I lent him for exhibition numerous specimens of the unfinished portions of the Difference Engine No. 1. These I had purchased on the determination of the Government to abandon its construction in 1842.
I proposed also to lend him the Mechanical Notations of the Difference Engine, which had been made at my own expense, and were finished by myself and my eldest son, Mr. B. Herschel Babbage.
I had had several applications from foreigners[28] for some account of my system of Mechanical Notation, and great desire was frequently expressed to see the illustrations of the method itself, and of its various applications.
[28] One object of the mission of Professor Bolzani was, to take back with him to Russia such an account of the Mechanical Notation as might facilitate its teaching in the Russian Universities. I regret that it was entirely out of my power to assist him.
These, however, were so extensive that it was impossible, without very great inconvenience, to exhibit them even in my own house.
〈THE LOAN OF OTHER CALCULATING MACHINES OFFERED.〉
I therefore wrote to Mr. Gravatt to offer him the loan of the following property for the Exhibition:—
- 1. A small Calculating Machine of the simplest order for adding together any number of separate sums of money, provided the total was under 100,000 l., by Sir Samuel Morland. 1666.

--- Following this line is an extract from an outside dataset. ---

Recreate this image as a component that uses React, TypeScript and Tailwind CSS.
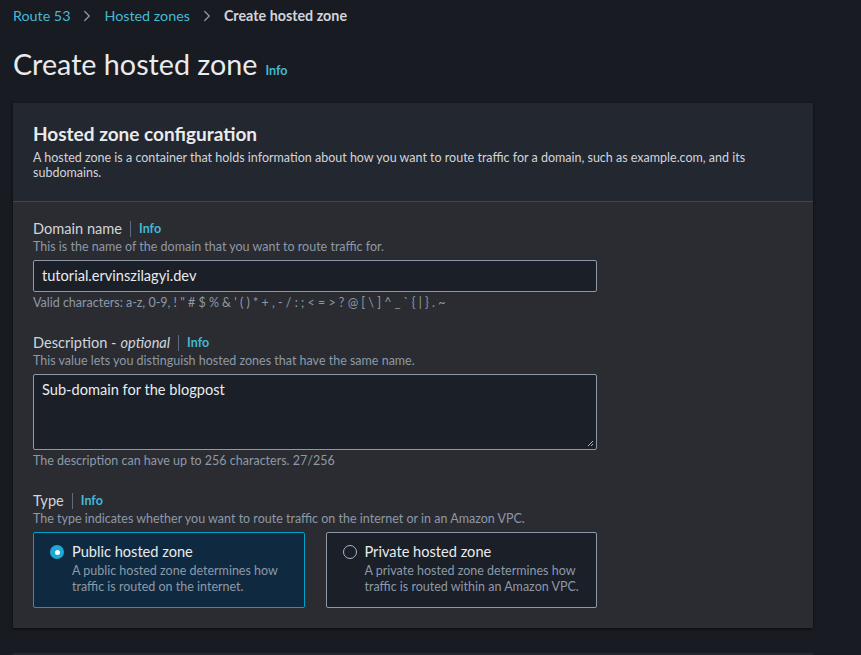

- 2. A very complete and well-executed Machine for answering all questions in plane trigonometry, by Sir Samuel Morland. 1663. {155}
- 3. An original set of Napier’s bones.
- 4. A small Arithmetical Machine, by Viscount Mahon, afterwards Earl Stanhope. Without date.
- 5. A larger Machine, to add, subtract, multiply, and divide, by Viscount Mahon. 1775.
- 6. Another similar Machine, of a somewhat different construction, for the same operations, by Viscount Mahon. 1777.
- 7. A small Difference Engine, made in London, in consequence of its author having read Dr. Lardner’s article in the “Edinburgh Review” of July, 1834, No. CXX.
List of Mechanical Notations proposed to be Lent for the Exhibition.
- 1. All the drawings explaining the principles of the Mechanical Notation.
- 2. The complete Mechanical Notations of the Swedish Calculating Engine of M. Scheutz.
- These latter drawings had been made and used by my youngest son, Major Henry P. Babbage, now resident in India, in explaining the principles of the Mechanical Notation at the meeting of the British Association at Glasgow, and afterwards in London, at a meeting of the Institution of Civil Engineers.[29]
- 3. The Mechanical Notations of the Difference Engine No. 1. {156}
- These had been made at my own expense, and were finished by myself and my eldest son, Mr. B. Herschel Babbage, now resident in South Australia.
- 4. A complete set of the drawings of the Difference Engine No. 2, for calculating and printing tables, with seven orders of differences, and thirty places of figures. Finished in 1849.
- 5. A complete set of the Notations necessary for the explanation and demonstration of Difference Engine No. 2, finished in 1849.